───── INFORMATION SUPPLIED

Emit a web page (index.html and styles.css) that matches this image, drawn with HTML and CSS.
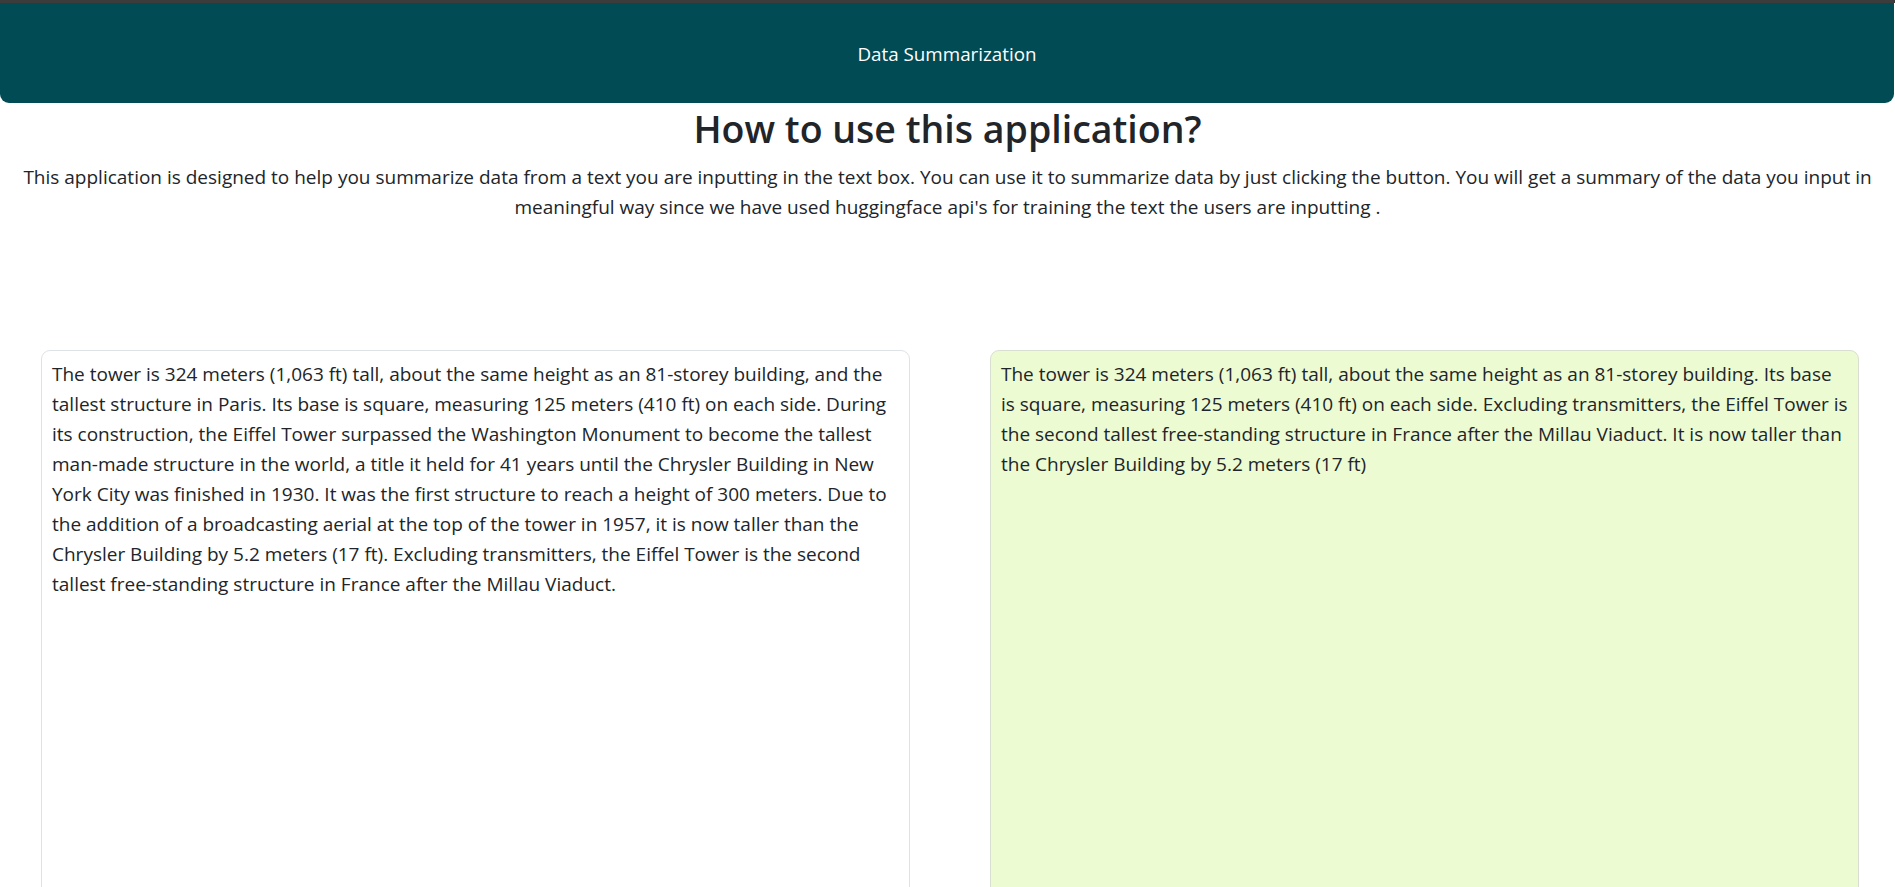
FILE: index.html
```html
<!DOCTYPE html>
<html lang="en">
<head>
<meta charset="utf-8">
<title>Data Summarization</title>
<link rel="stylesheet" href="styles.css">
</head>
<body>
<header class="topbar">
  <span class="brand">Data Summarization</span>
</header>
<main class="content">
  <h1 class="title">How to use this application?</h1>
  <p class="intro">This application is designed to help you summarize data from a text you are inputting in the text box. You can use it to summarize data by just clicking the button. You will get a summary of the data you input in meaningful way since we have used huggingface api's for training the text the users are inputting .</p>
  <section class="panels">
    <textarea class="panel panel-input">The tower is 324 meters (1,063 ft) tall, about the same height as an 81-storey building, and the tallest structure in Paris. Its base is square, measuring 125 meters (410 ft) on each side. During its construction, the Eiffel Tower surpassed the Washington Monument to become the tallest man-made structure in the world, a title it held for 41 years until the Chrysler Building in New York City was finished in 1930. It was the first structure to reach a height of 300 meters. Due to the addition of a broadcasting aerial at the top of the tower in 1957, it is now taller than the Chrysler Building by 5.2 meters (17 ft). Excluding transmitters, the Eiffel Tower is the second tallest free-standing structure in France after the Millau Viaduct.</textarea>
    <div class="panel panel-output">The tower is 324 meters (1,063 ft) tall, about the same height as an 81-storey building. Its base is square, measuring 125 meters (410 ft) on each side. Excluding transmitters, the Eiffel Tower is the second tallest free-standing structure in France after the Millau Viaduct. It is now taller than the Chrysler Building by 5.2 meters (17 ft)</div>
  </section>
</main>
</body>
</html>
```

FILE: styles.css
```css
html, body {
  margin: 0;
  padding: 0;
  height: 887px;
  overflow: hidden;
}
body {
  border-top: 3px solid #3c3c3c;
  background: #ffffff;
  color: #212529;
  font-family: "Open Sans", "Noto Sans", sans-serif;
  font-size: 19px;
  line-height: 30px;
}
.topbar {
  height: 100px;
  margin-right: 1px;
  background: #014b55;
  border-radius: 0 0 9px 9px;
  display: flex;
  align-items: center;
  justify-content: center;
  padding-top: 2px;
  box-sizing: border-box;
}
.brand {
  color: #ffffff;
  font-size: 18.8px;
}
.content {
  display: flex;
  flex-direction: column;
}
.title {
  margin: 3px 0 0;
  text-align: center;
  font-size: 37.5px;
  font-weight: 600;
  line-height: 46px;
  color: #212529;
}
.intro {
  margin: 10px 0 0;
  padding: 0 20px;
  text-align: center;
}
.panels {
  display: flex;
  gap: 80px;
  padding: 128px 36px 0 41px;
}
.panel {
  flex: 1;
  height: 620px;
  box-sizing: border-box;
  border: 1px solid #dee2e6;
  border-radius: 9px;
  padding: 8px 10px;
  font-family: "Open Sans", "Noto Sans", sans-serif;
  font-size: 19px;
  line-height: 30px;
  color: #212529;
  margin: 0;
}
.panel-input {
  resize: none;
  background: #ffffff;
  outline: none;
}
.panel-output {
  background: #edfbd3;
  border-color: #d9dfd0;
}
```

──────────

WHAT YOU ARE ASKED TO DO: All of the data above should be quoted exactly, except for the pictures.

WRITTEN ANSWER:
Emit a web page (index.html and styles.css) that matches this image, drawn with HTML and CSS.
FILE: index.html
```html
<!DOCTYPE html>
<html lang="en">
<head>
<meta charset="utf-8">
<title>Data Summarization</title>
<link rel="stylesheet" href="styles.css">
</head>
<body>
<header class="topbar">
  <span class="brand">Data Summarization</span>
</header>
<main class="content">
  <h1 class="title">How to use this application?</h1>
  <p class="intro">This application is designed to help you summarize data from a text you are inputting in the text box. You can use it to summarize data by just clicking the button. You will get a summary of the data you input in meaningful way since we have used huggingface api's for training the text the users are inputting .</p>
  <section class="panels">
    <textarea class="panel panel-input">The tower is 324 meters (1,063 ft) tall, about the same height as an 81-storey building, and the tallest structure in Paris. Its base is square, measuring 125 meters (410 ft) on each side. During its construction, the Eiffel Tower surpassed the Washington Monument to become the tallest man-made structure in the world, a title it held for 41 years until the Chrysler Building in New York City was finished in 1930. It was the first structure to reach a height of 300 meters. Due to the addition of a broadcasting aerial at the top of the tower in 1957, it is now taller than the Chrysler Building by 5.2 meters (17 ft). Excluding transmitters, the Eiffel Tower is the second tallest free-standing structure in France after the Millau Viaduct.</textarea>
    <div class="panel panel-output">The tower is 324 meters (1,063 ft) tall, about the same height as an 81-storey building. Its base is square, measuring 125 meters (410 ft) on each side. Excluding transmitters, the Eiffel Tower is the second tallest free-standing structure in France after the Millau Viaduct. It is now taller than the Chrysler Building by 5.2 meters (17 ft)</div>
  </section>
</main>
</body>
</html>
```

FILE: styles.css
```css
html, body {
  margin: 0;
  padding: 0;
  height: 887px;
  overflow: hidden;
}
body {
  border-top: 3px solid #3c3c3c;
  background: #ffffff;
  color: #212529;
  font-family: "Open Sans", "Noto Sans", sans-serif;
  font-size: 19px;
  line-height: 30px;
}
.topbar {
  height: 100px;
  margin-right: 1px;
  background: #014b55;
  border-radius: 0 0 9px 9px;
  display: flex;
  align-items: center;
  justify-content: center;
  padding-top: 2px;
  box-sizing: border-box;
}
.brand {
  color: #ffffff;
  font-size: 18.8px;
}
.content {
  display: flex;
  flex-direction: column;
}
.title {
  margin: 3px 0 0;
  text-align: center;
  font-size: 37.5px;
  font-weight: 600;
  line-height: 46px;
  color: #212529;
}
.intro {
  margin: 10px 0 0;
  padding: 0 20px;
  text-align: center;
}
.panels {
  display: flex;
  gap: 80px;
  padding: 128px 36px 0 41px;
}
.panel {
  flex: 1;
  height: 620px;
  box-sizing: border-box;
  border: 1px solid #dee2e6;
  border-radius: 9px;
  padding: 8px 10px;
  font-family: "Open Sans", "Noto Sans", sans-serif;
  font-size: 19px;
  line-height: 30px;
  color: #212529;
  margin: 0;
}
.panel-input {
  resize: none;
  background: #ffffff;
  outline: none;
}
.panel-output {
  background: #edfbd3;
  border-color: #d9dfd0;
}
```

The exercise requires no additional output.